- [Web page code records]
** BEGIN **
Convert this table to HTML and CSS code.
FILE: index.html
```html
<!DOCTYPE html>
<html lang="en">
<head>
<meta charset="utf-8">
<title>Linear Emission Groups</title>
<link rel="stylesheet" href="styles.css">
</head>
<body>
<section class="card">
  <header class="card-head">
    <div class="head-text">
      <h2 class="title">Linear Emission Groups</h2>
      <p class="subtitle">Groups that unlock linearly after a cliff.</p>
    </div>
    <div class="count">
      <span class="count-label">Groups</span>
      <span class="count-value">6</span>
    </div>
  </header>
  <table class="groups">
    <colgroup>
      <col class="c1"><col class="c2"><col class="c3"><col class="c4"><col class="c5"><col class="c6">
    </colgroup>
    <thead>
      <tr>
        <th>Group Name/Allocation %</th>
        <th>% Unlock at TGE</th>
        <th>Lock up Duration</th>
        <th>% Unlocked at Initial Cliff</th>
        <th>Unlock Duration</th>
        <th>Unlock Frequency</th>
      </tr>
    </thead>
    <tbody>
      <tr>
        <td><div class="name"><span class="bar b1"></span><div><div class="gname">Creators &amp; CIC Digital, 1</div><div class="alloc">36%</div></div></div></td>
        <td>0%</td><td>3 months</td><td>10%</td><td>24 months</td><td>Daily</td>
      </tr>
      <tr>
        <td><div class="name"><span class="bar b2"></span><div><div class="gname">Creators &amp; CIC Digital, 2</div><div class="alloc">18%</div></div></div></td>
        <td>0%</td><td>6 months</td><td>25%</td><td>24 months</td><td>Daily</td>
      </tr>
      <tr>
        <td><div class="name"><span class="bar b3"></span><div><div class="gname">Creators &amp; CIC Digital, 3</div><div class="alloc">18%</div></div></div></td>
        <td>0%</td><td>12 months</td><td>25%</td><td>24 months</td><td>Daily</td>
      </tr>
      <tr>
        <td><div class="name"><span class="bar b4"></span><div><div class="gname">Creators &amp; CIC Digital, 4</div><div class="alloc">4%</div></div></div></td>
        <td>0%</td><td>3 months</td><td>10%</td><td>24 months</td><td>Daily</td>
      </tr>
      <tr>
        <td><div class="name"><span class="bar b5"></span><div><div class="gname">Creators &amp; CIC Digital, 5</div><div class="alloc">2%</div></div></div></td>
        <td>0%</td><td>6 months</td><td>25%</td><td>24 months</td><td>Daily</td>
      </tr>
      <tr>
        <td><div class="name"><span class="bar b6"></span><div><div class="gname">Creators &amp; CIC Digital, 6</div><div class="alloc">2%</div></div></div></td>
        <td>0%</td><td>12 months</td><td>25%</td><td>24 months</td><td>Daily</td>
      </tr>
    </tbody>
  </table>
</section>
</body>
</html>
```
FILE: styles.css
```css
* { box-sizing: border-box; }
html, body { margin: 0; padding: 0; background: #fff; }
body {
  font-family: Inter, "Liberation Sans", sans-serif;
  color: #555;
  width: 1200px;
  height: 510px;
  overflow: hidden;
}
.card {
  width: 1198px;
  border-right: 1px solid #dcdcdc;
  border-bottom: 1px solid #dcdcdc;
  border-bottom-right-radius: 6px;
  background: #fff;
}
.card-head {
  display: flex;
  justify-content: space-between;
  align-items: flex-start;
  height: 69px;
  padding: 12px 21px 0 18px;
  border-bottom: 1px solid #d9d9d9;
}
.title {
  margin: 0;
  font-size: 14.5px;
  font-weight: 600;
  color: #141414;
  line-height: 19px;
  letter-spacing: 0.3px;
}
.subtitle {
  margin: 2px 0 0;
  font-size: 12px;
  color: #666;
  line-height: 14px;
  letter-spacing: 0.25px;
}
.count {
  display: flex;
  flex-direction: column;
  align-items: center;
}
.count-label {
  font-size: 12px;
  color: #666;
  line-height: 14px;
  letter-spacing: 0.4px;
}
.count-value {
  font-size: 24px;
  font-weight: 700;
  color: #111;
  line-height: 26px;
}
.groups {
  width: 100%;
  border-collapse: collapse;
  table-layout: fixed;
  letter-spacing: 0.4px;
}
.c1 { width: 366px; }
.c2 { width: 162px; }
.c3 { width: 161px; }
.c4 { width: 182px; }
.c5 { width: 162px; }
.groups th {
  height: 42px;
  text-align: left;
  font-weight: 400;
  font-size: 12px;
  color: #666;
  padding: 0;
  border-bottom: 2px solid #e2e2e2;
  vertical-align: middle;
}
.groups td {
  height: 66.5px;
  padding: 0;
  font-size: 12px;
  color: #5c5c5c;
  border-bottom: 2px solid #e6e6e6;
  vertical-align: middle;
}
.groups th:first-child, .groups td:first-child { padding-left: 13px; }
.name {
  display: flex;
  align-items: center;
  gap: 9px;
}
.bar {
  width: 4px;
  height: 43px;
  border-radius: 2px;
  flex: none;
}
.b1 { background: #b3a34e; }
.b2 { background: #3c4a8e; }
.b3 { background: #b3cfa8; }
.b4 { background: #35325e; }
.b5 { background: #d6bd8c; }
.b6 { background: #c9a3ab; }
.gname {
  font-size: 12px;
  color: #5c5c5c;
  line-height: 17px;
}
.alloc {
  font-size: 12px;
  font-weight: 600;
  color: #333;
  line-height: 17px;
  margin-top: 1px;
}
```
** END **
** BEGIN **
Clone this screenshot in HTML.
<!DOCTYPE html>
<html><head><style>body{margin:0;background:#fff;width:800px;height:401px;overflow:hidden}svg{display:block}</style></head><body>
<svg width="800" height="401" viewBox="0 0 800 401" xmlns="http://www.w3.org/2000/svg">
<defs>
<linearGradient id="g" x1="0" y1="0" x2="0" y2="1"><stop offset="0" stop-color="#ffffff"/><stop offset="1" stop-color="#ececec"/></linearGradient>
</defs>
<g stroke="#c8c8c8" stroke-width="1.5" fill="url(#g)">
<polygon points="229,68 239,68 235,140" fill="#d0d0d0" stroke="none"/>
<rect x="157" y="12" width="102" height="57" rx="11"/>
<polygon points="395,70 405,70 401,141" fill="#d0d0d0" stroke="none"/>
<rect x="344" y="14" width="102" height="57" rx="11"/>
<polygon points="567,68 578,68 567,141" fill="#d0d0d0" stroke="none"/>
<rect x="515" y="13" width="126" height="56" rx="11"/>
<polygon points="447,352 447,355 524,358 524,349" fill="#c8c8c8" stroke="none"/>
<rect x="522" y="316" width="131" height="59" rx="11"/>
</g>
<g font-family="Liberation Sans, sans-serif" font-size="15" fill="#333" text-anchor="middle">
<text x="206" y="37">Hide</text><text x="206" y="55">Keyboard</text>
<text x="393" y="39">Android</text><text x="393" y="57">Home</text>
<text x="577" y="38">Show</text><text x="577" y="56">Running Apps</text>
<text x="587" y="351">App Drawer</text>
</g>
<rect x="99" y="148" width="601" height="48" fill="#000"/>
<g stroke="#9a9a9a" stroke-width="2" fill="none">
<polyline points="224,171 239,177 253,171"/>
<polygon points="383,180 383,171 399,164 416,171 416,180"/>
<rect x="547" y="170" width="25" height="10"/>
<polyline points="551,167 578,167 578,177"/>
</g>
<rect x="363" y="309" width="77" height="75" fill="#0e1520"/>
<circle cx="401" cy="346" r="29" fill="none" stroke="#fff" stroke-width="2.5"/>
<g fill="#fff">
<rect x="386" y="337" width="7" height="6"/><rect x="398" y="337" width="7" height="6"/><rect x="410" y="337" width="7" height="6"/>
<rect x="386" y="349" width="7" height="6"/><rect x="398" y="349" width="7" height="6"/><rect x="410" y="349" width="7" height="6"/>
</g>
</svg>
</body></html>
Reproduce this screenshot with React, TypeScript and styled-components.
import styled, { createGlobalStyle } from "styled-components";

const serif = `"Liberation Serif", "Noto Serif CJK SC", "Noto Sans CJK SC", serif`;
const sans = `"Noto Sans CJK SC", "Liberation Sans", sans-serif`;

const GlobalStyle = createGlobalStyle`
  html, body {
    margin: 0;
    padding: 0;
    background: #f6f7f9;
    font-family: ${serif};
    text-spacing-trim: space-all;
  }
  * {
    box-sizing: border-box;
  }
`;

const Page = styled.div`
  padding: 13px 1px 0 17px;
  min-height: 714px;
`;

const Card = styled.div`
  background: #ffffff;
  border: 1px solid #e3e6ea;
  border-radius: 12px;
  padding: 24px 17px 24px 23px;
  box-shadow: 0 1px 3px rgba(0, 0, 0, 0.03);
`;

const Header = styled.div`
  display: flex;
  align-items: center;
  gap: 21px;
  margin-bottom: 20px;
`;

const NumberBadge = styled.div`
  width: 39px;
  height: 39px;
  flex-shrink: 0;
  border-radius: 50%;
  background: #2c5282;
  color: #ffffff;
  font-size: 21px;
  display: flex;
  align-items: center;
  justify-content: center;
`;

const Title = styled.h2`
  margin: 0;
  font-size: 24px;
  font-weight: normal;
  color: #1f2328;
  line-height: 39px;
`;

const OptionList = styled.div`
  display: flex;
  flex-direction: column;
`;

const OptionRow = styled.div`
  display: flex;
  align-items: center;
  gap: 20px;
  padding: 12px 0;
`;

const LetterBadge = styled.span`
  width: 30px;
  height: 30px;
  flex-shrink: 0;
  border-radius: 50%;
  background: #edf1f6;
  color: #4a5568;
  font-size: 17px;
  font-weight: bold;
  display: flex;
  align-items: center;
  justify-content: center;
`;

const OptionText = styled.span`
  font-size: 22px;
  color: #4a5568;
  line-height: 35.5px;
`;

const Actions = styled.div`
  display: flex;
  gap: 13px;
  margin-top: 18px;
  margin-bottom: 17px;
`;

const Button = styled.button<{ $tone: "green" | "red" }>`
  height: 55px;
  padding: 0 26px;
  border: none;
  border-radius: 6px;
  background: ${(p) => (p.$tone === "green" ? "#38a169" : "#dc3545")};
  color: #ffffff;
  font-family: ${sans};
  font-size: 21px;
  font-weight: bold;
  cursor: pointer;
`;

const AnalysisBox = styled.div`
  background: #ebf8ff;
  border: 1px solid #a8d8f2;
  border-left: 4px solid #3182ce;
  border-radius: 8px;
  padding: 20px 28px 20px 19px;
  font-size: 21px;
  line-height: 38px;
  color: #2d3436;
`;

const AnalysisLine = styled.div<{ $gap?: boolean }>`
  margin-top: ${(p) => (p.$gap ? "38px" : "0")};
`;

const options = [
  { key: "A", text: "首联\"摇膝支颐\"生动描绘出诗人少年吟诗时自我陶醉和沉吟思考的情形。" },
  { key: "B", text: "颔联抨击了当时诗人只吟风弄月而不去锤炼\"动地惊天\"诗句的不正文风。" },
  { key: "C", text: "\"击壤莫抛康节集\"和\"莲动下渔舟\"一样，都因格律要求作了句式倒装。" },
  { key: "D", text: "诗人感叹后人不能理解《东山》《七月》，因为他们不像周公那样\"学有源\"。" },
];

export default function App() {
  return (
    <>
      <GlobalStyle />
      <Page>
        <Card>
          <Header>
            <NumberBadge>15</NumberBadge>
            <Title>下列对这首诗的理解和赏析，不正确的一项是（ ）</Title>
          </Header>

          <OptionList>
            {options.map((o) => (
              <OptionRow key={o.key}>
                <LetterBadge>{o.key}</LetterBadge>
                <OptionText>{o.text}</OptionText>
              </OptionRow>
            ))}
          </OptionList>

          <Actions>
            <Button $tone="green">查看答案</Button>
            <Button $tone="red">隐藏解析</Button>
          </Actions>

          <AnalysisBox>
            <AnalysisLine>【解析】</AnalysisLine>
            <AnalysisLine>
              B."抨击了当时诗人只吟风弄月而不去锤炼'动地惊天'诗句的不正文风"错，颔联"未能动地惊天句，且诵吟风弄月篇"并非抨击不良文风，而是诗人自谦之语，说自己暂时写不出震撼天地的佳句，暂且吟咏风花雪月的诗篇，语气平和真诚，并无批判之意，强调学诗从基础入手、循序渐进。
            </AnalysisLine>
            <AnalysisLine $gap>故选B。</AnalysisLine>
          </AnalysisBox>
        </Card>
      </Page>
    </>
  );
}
** END **
- [EXERCISE REQUIREMENTS] Pull every line containing the word "screenshot" out of the material.

- [OUTPUT]
Clone this screenshot in HTML.
Reproduce this screenshot with React, TypeScript and styled-components.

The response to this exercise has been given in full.